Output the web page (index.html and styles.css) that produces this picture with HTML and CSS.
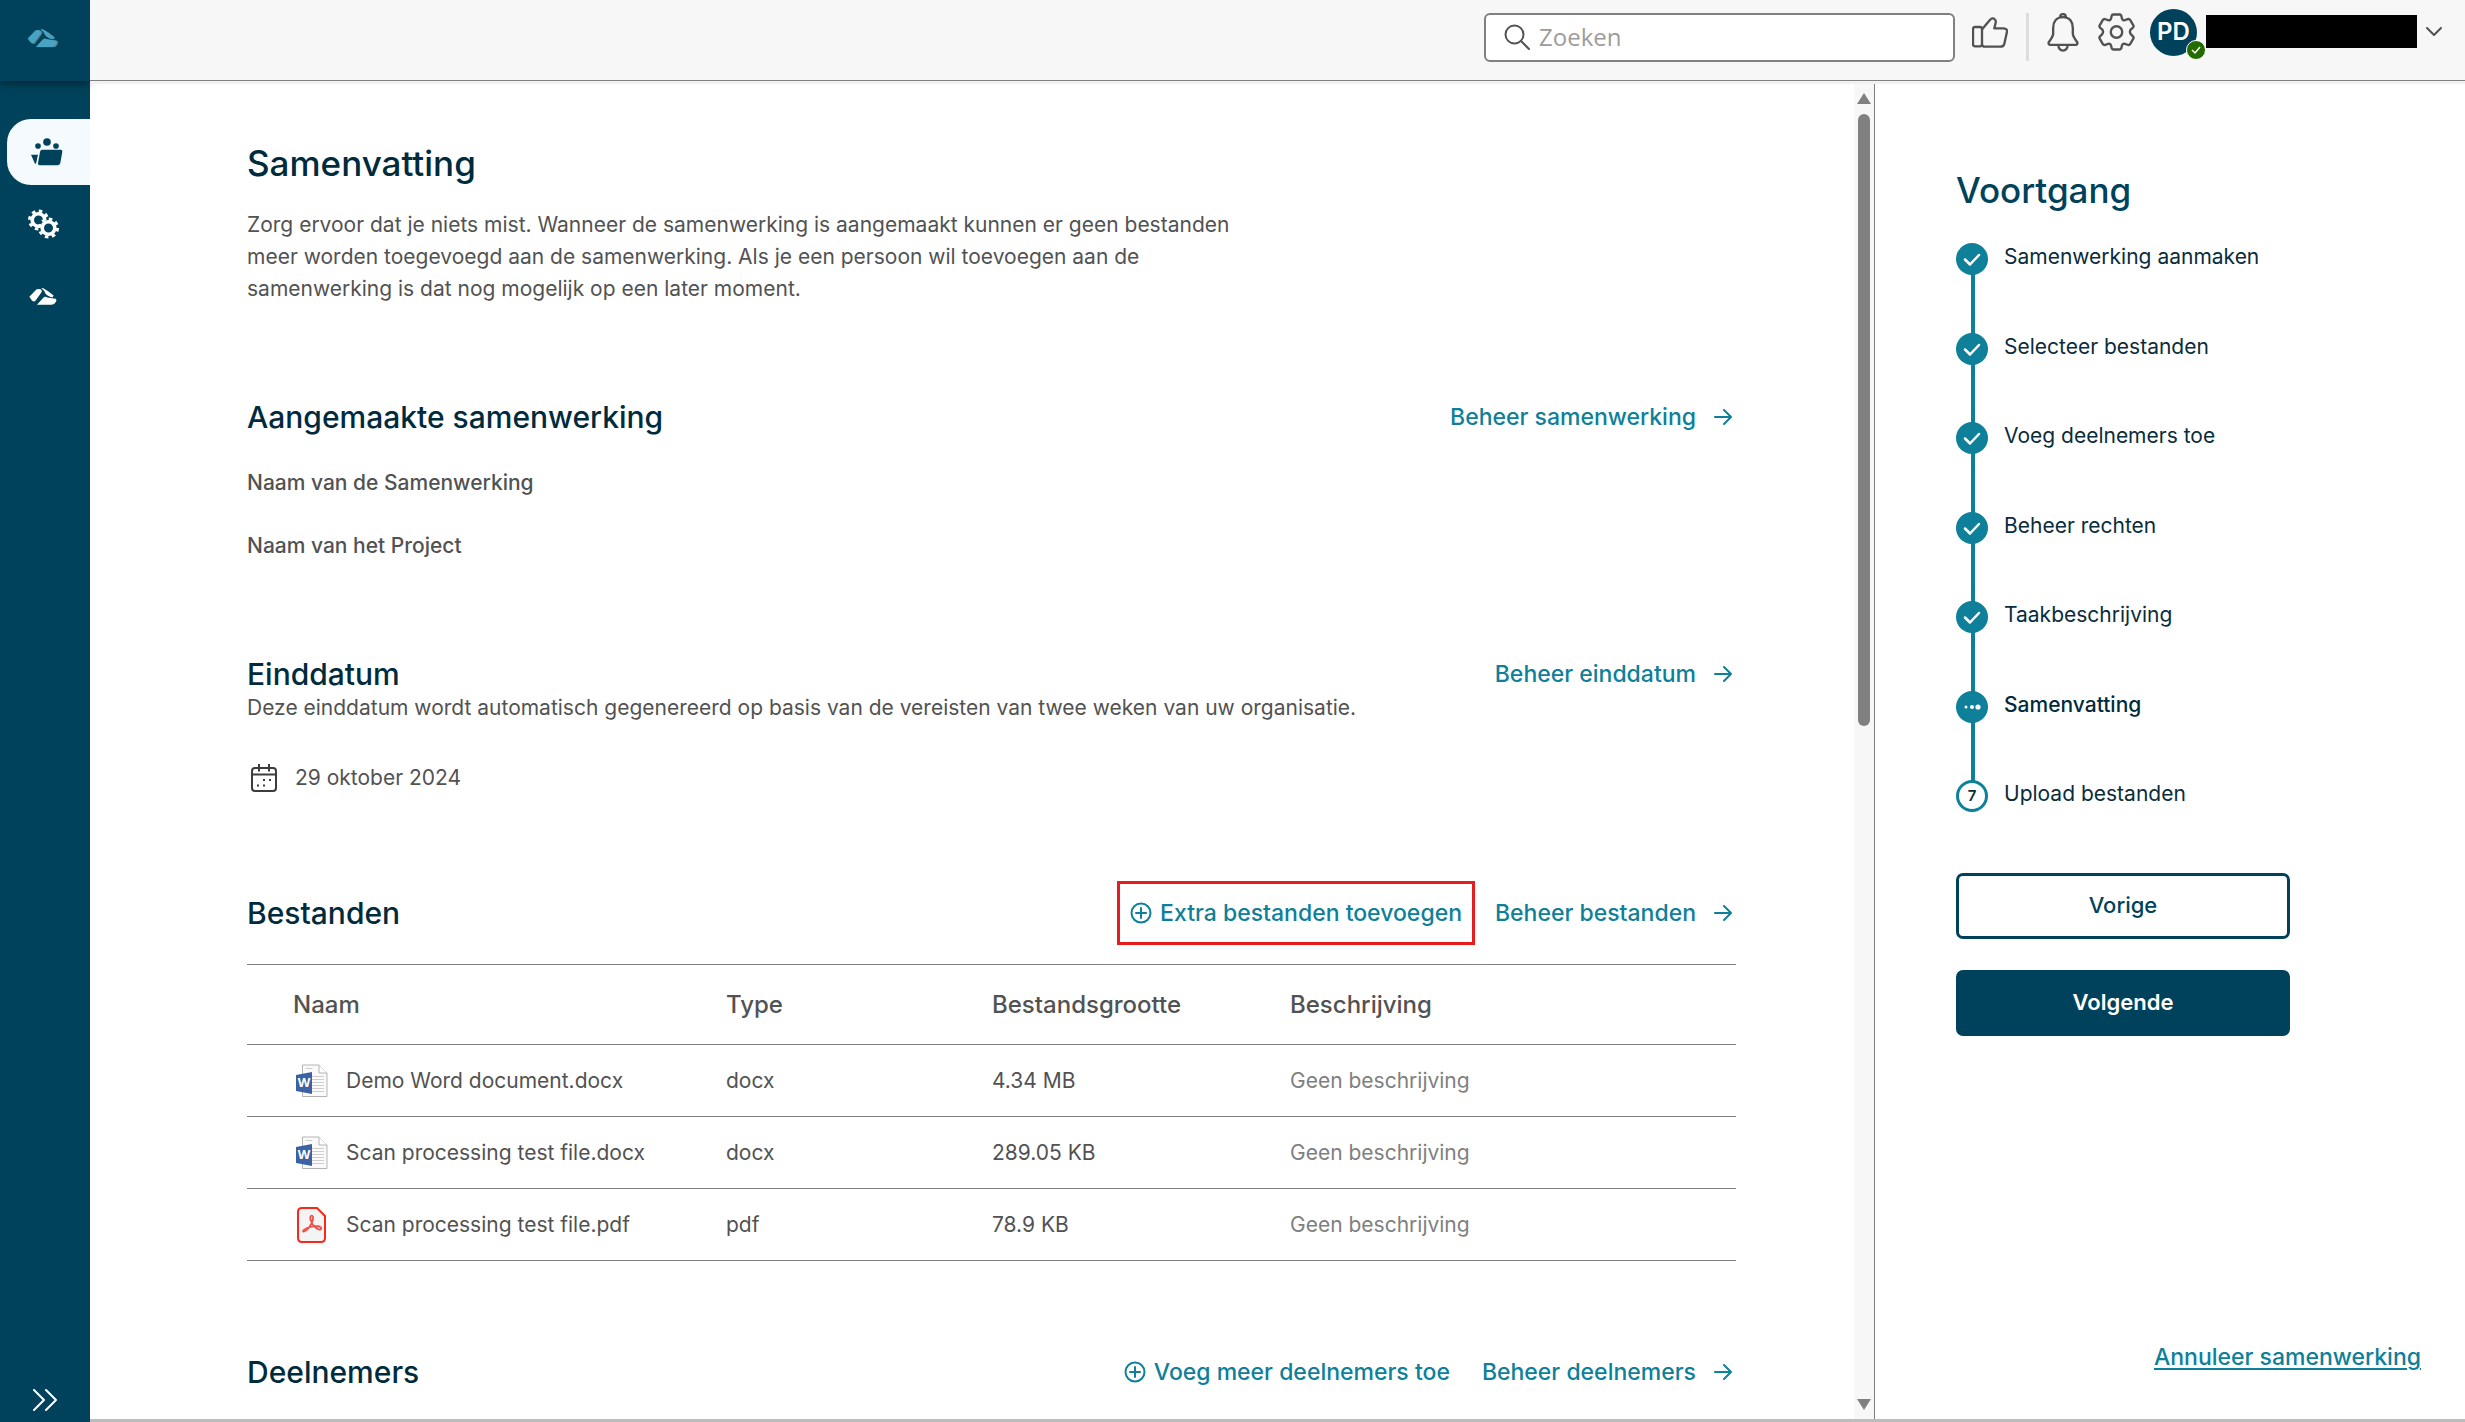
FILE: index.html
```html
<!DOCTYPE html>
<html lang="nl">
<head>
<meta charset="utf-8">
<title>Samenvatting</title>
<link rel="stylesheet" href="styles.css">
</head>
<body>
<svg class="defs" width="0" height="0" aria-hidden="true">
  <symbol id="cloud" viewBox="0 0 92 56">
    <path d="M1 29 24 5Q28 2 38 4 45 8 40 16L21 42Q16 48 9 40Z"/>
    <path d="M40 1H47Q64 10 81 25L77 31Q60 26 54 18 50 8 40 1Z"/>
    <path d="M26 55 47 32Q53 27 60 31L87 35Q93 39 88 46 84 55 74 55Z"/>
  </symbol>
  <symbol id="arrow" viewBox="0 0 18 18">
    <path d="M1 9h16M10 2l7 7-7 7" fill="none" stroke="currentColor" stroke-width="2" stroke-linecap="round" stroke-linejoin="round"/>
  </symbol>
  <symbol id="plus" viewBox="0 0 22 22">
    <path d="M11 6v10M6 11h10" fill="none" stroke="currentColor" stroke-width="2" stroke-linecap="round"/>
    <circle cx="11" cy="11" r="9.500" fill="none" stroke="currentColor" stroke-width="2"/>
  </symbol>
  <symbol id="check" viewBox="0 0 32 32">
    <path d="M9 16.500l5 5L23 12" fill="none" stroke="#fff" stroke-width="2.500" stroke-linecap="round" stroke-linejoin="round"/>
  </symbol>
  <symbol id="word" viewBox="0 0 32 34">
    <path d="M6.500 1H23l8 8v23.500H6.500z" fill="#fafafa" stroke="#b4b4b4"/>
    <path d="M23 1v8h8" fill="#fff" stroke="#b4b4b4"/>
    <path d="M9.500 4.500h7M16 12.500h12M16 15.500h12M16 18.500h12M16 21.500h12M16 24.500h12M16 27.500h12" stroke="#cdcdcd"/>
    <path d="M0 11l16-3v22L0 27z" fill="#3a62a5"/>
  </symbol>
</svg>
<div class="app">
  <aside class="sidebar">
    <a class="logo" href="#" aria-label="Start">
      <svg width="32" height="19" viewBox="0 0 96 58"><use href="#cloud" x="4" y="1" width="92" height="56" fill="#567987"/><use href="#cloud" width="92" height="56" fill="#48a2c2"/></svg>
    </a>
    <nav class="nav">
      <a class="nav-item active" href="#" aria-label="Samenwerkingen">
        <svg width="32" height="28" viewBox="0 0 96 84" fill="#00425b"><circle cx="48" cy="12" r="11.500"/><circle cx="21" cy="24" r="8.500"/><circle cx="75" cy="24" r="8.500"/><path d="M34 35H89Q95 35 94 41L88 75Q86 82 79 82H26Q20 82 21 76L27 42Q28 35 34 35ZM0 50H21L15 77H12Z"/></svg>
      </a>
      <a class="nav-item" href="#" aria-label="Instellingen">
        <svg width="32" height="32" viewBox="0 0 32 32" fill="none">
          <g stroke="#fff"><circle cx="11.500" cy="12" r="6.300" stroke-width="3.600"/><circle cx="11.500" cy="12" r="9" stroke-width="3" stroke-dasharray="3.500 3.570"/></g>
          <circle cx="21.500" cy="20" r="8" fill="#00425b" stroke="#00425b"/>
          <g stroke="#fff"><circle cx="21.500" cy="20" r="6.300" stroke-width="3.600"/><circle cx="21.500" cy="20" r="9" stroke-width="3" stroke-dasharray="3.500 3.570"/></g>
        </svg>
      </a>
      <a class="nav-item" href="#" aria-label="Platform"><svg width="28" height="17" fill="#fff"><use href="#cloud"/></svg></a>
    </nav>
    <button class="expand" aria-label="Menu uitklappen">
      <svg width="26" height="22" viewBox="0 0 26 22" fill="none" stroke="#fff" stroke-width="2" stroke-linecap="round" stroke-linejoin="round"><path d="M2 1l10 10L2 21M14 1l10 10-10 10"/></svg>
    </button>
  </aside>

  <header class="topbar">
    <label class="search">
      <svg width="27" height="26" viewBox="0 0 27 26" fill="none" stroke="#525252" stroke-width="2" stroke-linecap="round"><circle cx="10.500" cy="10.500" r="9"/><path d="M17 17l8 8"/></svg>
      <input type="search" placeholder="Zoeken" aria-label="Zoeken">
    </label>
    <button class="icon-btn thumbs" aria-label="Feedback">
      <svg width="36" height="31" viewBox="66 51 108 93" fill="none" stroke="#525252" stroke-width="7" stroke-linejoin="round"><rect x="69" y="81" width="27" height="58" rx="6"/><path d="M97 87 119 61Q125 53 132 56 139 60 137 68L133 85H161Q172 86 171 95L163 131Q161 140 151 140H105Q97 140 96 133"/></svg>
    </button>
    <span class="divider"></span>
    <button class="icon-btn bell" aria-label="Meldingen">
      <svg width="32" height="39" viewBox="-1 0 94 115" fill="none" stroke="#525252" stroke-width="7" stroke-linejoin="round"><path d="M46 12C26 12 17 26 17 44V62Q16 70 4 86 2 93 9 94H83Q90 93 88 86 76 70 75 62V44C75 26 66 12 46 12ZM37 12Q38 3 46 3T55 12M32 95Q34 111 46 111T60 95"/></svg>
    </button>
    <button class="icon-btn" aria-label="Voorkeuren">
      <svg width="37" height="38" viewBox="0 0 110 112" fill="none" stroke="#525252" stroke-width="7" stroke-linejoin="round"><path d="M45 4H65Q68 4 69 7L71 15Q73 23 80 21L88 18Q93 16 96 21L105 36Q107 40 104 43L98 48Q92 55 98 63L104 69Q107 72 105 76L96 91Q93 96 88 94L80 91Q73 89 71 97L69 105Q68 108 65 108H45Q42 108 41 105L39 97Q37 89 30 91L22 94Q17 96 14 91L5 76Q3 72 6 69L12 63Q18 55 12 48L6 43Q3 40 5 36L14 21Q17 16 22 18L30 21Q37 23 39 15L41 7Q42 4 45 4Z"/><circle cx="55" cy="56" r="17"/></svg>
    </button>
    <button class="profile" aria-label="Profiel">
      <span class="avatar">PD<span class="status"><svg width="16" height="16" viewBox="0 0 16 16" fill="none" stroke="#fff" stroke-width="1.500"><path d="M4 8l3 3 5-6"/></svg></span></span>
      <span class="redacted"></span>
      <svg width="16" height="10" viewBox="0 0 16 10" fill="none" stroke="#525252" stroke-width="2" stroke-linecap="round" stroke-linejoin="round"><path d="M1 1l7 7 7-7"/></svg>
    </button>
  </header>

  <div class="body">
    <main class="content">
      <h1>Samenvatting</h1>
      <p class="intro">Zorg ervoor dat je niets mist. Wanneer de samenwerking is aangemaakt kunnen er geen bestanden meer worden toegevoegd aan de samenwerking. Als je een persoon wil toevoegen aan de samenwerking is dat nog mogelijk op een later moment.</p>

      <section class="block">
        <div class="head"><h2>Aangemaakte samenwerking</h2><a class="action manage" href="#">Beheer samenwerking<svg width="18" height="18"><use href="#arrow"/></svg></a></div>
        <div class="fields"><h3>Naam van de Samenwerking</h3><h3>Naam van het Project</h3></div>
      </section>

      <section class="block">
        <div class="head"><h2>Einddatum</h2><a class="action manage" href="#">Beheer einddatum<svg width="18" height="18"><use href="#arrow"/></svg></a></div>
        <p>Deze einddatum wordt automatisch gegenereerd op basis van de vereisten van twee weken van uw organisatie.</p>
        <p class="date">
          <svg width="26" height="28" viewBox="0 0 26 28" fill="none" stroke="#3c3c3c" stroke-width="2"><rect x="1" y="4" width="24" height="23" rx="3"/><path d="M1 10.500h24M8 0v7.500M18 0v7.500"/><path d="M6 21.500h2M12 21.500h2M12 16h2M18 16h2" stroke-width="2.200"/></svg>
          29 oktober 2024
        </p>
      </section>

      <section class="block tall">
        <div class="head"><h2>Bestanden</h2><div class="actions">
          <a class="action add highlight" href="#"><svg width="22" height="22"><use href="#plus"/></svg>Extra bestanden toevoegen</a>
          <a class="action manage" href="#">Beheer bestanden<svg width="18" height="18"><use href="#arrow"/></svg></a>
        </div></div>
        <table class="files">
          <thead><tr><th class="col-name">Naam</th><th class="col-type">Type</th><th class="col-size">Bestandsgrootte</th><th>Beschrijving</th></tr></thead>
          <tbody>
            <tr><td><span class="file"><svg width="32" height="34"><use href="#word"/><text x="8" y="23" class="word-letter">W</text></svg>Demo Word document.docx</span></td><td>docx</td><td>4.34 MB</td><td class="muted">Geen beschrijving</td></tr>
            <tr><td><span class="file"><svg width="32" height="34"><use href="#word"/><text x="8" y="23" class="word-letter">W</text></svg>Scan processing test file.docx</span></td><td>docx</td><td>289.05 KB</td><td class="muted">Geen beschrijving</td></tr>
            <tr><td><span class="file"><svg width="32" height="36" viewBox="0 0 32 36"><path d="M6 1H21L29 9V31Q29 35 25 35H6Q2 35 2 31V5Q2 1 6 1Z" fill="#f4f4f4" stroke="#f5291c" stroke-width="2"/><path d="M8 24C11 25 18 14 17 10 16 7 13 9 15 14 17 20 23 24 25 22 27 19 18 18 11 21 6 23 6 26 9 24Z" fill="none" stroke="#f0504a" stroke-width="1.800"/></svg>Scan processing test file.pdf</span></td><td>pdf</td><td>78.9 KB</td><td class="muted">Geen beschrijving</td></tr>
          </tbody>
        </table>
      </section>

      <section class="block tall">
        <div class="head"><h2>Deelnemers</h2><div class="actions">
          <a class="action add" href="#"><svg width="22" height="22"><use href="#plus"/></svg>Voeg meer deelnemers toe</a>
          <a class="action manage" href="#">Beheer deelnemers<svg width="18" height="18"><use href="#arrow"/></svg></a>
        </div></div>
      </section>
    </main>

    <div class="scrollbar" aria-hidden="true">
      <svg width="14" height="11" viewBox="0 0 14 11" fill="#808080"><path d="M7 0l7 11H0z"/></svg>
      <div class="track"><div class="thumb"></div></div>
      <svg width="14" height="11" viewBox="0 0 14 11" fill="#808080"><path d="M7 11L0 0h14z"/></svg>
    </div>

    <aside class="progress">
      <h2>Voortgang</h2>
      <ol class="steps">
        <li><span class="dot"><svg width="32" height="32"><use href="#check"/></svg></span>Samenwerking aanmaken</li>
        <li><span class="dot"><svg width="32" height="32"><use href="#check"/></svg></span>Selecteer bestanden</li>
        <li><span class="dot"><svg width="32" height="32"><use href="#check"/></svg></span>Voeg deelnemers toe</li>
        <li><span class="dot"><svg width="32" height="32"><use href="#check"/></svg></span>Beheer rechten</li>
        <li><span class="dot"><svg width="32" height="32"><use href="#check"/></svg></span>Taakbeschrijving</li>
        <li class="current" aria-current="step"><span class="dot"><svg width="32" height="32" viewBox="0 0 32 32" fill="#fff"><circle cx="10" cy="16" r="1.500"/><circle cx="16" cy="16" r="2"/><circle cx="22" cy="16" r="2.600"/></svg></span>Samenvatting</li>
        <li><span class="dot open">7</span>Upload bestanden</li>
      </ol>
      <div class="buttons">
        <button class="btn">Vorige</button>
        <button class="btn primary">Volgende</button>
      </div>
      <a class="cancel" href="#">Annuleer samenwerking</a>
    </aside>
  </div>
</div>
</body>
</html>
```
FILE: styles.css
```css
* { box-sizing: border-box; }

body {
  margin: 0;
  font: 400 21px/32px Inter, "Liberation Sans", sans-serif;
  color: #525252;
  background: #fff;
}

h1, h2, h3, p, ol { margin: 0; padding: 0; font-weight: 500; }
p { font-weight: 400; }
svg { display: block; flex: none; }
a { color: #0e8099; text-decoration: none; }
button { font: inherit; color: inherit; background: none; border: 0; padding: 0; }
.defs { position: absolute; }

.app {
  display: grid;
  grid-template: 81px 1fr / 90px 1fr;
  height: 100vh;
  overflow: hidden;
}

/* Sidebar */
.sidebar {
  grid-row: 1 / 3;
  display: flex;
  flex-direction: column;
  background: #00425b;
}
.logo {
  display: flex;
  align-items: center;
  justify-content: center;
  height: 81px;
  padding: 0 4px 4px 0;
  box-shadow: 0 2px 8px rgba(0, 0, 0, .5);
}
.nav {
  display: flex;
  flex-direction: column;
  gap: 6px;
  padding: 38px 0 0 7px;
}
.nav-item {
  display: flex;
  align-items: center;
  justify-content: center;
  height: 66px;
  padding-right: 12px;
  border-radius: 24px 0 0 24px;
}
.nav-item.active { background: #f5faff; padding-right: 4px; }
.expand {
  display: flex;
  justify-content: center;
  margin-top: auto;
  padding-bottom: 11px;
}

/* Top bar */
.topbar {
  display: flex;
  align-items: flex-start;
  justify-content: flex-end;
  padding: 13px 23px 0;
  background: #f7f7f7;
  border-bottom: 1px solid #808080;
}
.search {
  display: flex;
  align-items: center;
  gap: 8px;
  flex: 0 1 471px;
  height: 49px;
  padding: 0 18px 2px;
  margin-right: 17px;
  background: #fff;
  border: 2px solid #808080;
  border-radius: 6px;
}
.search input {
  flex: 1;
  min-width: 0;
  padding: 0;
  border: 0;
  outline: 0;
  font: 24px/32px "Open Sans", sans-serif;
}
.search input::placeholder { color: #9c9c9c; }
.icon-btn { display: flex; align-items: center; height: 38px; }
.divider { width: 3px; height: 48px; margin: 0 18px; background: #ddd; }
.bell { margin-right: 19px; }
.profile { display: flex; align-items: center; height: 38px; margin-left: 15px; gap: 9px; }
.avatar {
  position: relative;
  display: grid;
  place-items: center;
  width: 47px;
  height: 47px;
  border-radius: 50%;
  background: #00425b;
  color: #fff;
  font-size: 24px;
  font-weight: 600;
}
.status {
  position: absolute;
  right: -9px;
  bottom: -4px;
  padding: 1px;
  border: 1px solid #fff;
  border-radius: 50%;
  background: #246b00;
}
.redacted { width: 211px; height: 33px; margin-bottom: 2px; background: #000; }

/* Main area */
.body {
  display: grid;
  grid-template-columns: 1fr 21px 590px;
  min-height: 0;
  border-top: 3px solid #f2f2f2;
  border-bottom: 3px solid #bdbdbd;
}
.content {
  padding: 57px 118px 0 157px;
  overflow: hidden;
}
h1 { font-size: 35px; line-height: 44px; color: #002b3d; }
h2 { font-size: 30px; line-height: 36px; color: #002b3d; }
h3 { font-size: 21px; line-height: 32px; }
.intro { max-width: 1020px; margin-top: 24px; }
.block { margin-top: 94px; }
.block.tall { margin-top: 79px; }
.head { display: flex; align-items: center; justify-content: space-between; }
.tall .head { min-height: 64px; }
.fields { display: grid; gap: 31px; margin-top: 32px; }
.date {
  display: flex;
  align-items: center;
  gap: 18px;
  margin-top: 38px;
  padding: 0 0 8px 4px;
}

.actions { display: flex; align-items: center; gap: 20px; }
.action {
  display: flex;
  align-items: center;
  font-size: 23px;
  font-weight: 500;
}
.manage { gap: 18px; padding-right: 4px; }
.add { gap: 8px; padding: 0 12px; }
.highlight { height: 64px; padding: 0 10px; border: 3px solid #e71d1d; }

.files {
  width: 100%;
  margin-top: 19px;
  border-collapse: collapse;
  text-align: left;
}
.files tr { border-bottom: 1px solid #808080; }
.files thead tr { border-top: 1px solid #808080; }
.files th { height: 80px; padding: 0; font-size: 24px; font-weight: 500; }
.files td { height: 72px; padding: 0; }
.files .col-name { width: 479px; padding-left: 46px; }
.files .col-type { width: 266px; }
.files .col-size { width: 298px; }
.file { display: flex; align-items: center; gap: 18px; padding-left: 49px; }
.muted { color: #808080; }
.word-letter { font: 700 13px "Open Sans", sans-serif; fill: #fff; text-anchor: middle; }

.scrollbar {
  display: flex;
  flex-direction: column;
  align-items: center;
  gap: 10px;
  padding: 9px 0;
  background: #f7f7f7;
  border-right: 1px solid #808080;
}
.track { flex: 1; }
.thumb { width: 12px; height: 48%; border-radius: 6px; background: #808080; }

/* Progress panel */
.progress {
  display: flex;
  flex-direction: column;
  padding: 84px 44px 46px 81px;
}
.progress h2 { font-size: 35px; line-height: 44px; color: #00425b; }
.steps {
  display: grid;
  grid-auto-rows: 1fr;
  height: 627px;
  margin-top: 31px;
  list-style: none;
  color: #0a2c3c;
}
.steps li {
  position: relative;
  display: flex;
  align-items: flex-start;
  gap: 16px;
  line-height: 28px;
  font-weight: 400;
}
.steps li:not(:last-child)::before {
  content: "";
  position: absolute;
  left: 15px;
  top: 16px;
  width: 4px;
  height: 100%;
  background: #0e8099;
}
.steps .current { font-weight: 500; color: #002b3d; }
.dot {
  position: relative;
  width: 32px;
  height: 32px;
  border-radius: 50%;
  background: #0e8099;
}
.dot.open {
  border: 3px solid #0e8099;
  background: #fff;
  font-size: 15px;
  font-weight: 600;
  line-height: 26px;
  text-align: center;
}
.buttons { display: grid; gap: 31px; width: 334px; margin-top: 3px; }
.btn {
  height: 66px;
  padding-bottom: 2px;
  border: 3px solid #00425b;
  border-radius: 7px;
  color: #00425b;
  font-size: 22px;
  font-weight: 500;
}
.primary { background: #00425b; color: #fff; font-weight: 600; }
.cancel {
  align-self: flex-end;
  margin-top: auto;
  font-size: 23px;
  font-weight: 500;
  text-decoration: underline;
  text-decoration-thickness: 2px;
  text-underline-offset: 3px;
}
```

Instructions for the task: Examine the data above and state how many of its lines contain the word "styles", with no further remarks.

The reply: 3